## Instructions for the task
Work out the number of lines containing "this". Give that number alone.

### Data extract ###

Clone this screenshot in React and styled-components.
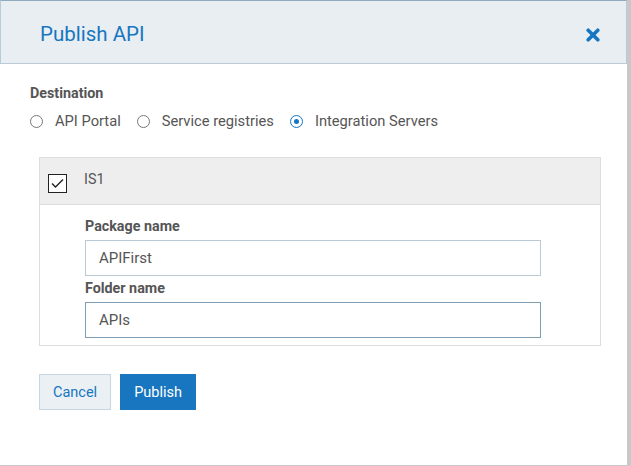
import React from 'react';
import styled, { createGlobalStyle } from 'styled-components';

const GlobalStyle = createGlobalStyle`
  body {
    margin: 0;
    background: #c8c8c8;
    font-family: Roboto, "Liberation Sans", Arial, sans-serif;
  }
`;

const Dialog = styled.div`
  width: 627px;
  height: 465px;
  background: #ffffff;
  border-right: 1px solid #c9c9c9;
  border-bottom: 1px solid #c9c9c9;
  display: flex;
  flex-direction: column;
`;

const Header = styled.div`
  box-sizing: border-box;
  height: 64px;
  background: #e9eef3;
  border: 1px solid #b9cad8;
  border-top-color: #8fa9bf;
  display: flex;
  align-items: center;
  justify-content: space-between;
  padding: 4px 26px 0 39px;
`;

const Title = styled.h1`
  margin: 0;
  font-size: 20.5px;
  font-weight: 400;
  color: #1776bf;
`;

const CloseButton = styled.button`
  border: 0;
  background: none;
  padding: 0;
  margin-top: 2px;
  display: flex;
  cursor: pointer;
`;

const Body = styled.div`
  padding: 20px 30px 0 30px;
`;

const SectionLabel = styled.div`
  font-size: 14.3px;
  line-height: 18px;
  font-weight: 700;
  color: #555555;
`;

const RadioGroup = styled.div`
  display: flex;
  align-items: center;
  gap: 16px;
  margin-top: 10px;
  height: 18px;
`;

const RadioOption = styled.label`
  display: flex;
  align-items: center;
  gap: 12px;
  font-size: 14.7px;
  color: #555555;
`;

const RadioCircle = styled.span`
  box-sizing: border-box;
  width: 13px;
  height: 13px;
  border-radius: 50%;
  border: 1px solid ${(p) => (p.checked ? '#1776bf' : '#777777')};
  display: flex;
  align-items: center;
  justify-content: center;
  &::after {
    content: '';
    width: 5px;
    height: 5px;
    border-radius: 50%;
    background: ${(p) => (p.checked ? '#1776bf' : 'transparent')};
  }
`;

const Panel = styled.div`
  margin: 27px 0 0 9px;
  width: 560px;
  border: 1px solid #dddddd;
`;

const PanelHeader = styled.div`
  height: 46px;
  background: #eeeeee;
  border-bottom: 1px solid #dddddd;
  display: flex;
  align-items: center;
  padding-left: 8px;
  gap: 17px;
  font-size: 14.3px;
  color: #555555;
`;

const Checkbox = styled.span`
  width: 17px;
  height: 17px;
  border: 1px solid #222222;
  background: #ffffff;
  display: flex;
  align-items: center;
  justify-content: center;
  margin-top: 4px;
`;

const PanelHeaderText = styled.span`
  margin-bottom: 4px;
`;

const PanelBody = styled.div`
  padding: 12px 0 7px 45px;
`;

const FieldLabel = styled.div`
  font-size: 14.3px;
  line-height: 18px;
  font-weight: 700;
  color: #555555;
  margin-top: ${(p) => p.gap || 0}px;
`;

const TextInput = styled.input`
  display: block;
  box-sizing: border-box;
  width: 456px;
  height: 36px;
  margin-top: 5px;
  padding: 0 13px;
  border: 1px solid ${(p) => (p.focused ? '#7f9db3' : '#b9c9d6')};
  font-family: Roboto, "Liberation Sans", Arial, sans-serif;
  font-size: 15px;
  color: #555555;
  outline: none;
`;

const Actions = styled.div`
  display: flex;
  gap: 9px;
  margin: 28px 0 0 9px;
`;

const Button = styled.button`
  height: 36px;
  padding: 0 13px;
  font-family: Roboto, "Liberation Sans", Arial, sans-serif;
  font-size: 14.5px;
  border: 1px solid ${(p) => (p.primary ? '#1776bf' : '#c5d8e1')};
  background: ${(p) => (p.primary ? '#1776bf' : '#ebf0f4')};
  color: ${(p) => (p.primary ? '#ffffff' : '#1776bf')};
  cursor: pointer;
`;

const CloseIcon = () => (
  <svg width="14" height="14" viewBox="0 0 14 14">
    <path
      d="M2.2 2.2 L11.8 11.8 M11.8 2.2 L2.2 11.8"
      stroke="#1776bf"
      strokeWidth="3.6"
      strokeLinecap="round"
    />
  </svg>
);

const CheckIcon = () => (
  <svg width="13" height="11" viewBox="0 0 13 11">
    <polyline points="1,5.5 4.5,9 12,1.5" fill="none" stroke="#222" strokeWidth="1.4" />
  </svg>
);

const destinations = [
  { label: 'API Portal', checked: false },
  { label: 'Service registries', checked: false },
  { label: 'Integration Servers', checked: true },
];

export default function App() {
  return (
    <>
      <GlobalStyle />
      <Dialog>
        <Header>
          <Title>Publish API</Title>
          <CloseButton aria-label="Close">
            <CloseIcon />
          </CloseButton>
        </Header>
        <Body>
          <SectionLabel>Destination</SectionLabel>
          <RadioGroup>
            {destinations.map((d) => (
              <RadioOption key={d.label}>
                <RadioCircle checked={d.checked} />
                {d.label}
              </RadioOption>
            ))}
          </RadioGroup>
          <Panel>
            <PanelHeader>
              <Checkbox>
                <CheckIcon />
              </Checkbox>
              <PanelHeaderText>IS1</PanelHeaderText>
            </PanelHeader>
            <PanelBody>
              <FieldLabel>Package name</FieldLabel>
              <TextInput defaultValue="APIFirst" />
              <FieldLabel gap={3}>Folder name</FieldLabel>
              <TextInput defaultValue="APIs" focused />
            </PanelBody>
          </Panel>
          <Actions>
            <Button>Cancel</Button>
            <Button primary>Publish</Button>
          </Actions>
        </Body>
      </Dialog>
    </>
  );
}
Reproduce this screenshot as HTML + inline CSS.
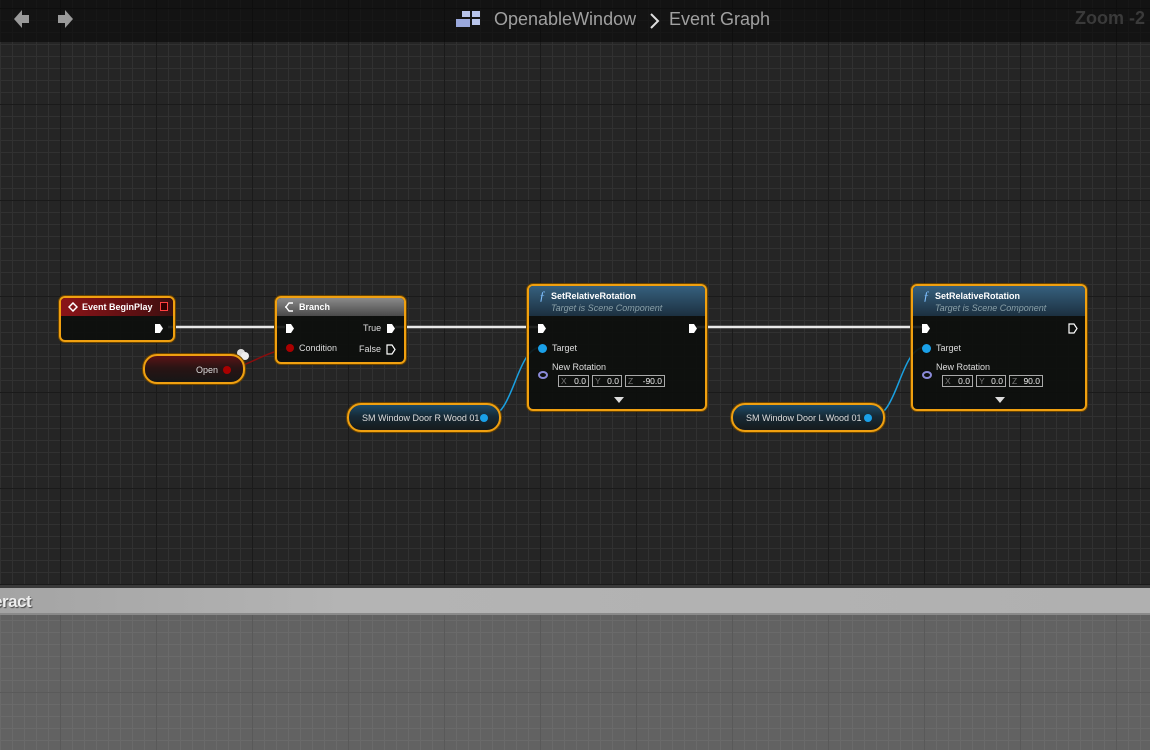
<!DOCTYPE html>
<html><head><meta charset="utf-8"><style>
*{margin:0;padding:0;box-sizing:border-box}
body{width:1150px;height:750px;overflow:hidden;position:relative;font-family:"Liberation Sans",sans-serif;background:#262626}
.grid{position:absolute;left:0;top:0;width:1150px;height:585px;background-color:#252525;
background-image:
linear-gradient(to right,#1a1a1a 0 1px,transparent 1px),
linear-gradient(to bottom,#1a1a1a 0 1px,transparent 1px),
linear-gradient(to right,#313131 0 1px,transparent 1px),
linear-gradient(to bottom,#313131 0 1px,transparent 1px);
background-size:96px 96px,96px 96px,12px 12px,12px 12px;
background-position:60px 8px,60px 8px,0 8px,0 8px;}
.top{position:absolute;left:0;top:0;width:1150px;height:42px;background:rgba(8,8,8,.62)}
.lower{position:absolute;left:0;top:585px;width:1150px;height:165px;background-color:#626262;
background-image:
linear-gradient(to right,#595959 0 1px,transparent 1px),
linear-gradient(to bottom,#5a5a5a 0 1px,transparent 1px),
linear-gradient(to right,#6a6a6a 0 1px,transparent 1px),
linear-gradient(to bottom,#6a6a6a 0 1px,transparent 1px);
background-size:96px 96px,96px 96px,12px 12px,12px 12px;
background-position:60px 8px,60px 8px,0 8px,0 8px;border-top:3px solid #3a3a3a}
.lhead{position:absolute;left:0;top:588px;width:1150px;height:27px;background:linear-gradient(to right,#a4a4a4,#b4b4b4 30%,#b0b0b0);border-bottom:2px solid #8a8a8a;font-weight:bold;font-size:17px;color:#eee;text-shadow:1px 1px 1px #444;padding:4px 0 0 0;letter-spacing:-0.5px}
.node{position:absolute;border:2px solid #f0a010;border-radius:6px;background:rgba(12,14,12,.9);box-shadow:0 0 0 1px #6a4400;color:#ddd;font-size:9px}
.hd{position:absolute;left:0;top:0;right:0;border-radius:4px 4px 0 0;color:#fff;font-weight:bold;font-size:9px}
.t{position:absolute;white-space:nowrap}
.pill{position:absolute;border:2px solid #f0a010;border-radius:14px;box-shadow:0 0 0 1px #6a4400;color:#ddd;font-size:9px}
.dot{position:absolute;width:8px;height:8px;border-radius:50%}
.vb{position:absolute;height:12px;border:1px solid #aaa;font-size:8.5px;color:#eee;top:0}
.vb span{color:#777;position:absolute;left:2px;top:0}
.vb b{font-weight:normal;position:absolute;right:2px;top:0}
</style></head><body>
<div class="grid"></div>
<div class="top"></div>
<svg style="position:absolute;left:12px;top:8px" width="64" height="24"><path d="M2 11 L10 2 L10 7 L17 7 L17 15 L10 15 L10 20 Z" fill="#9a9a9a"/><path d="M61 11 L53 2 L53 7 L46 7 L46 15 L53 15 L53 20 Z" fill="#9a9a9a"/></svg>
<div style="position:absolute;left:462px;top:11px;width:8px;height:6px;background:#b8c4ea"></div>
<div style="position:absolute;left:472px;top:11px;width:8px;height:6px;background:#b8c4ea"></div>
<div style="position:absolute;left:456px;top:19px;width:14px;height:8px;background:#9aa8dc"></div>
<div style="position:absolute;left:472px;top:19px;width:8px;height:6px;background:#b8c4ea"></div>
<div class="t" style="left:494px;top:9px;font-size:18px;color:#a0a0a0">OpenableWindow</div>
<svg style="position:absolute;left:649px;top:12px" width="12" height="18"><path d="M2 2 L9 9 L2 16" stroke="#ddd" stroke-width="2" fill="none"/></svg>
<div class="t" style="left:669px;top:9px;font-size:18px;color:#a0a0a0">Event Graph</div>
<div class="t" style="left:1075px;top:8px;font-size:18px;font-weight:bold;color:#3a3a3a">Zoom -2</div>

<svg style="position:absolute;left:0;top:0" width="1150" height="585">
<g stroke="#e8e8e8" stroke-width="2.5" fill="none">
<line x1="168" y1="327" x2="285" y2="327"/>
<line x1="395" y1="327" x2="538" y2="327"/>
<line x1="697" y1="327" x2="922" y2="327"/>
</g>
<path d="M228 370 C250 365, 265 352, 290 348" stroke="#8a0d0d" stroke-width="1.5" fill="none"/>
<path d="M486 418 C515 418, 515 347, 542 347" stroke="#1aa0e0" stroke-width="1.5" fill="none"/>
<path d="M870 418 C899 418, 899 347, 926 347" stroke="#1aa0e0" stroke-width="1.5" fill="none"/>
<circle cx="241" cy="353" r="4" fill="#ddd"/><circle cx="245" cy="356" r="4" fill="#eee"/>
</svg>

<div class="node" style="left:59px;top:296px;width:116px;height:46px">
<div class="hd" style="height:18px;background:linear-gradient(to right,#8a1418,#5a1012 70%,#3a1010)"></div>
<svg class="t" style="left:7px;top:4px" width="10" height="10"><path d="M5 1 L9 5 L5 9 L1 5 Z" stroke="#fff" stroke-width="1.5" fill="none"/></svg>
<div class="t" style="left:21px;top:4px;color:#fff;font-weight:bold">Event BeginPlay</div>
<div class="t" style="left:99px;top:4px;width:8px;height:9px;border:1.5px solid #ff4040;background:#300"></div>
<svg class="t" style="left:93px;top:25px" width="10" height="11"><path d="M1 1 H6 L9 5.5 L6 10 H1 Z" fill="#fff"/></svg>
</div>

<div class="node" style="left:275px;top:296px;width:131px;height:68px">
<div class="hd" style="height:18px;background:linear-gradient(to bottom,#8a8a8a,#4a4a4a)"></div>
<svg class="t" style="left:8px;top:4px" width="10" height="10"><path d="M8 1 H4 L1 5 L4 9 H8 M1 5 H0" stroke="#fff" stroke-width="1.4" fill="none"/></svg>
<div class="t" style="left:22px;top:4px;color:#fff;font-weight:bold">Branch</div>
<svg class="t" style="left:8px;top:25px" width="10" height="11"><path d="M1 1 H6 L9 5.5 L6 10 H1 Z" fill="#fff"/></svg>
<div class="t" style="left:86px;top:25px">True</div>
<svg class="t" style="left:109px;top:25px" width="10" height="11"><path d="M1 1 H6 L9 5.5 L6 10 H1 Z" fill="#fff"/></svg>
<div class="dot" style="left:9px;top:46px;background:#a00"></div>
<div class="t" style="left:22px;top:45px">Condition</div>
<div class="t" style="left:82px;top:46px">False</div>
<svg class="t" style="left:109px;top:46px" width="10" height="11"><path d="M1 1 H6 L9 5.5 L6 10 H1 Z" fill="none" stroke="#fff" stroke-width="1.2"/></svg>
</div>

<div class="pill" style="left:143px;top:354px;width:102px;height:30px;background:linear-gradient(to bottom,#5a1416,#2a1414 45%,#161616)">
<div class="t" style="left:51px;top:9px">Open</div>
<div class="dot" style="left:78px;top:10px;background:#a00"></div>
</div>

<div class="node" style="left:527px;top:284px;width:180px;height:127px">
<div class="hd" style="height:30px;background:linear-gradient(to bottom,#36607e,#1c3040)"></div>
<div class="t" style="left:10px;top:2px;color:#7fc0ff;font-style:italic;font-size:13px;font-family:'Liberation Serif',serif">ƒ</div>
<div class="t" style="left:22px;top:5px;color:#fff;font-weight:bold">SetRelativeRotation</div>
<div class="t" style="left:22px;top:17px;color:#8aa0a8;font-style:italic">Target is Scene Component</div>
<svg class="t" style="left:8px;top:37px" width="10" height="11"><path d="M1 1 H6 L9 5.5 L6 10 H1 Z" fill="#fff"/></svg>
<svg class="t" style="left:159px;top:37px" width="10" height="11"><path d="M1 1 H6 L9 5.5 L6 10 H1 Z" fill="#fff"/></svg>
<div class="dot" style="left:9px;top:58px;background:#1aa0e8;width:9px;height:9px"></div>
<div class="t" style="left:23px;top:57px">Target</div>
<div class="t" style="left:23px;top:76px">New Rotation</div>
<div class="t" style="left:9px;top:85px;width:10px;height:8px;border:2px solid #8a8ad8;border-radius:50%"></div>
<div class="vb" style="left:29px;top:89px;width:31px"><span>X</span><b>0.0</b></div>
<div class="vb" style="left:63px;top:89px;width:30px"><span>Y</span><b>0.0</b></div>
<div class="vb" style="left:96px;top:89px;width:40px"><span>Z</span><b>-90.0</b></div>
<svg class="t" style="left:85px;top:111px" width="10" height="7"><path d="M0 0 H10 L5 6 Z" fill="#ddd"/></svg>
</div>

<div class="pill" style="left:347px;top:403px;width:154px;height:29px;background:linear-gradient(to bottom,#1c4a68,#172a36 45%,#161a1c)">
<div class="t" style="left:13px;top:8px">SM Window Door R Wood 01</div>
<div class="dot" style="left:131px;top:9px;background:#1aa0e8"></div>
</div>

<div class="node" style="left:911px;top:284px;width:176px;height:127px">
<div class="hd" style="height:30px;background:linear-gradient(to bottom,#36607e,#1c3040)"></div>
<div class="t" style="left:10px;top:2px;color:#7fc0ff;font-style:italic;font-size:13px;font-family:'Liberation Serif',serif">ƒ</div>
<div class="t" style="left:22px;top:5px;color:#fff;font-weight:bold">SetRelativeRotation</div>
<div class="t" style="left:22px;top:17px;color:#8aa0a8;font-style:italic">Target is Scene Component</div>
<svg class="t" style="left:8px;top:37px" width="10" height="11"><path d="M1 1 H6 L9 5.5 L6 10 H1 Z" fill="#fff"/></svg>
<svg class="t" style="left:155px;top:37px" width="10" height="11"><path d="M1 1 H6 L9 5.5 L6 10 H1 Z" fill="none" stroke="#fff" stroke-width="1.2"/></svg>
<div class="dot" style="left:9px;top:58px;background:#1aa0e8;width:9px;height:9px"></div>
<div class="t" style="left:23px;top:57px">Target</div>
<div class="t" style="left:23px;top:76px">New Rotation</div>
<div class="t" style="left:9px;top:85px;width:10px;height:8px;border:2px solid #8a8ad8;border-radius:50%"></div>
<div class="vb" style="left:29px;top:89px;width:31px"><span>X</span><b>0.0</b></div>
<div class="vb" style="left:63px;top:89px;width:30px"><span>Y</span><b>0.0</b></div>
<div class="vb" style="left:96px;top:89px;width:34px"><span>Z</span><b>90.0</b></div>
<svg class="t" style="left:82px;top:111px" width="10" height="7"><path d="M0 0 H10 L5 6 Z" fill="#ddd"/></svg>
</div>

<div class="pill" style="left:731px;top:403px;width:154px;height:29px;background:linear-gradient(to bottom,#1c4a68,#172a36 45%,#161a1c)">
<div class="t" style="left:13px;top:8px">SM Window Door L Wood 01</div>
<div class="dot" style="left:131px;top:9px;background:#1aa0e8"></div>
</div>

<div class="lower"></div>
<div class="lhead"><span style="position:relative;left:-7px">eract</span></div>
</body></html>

###

## Task output
2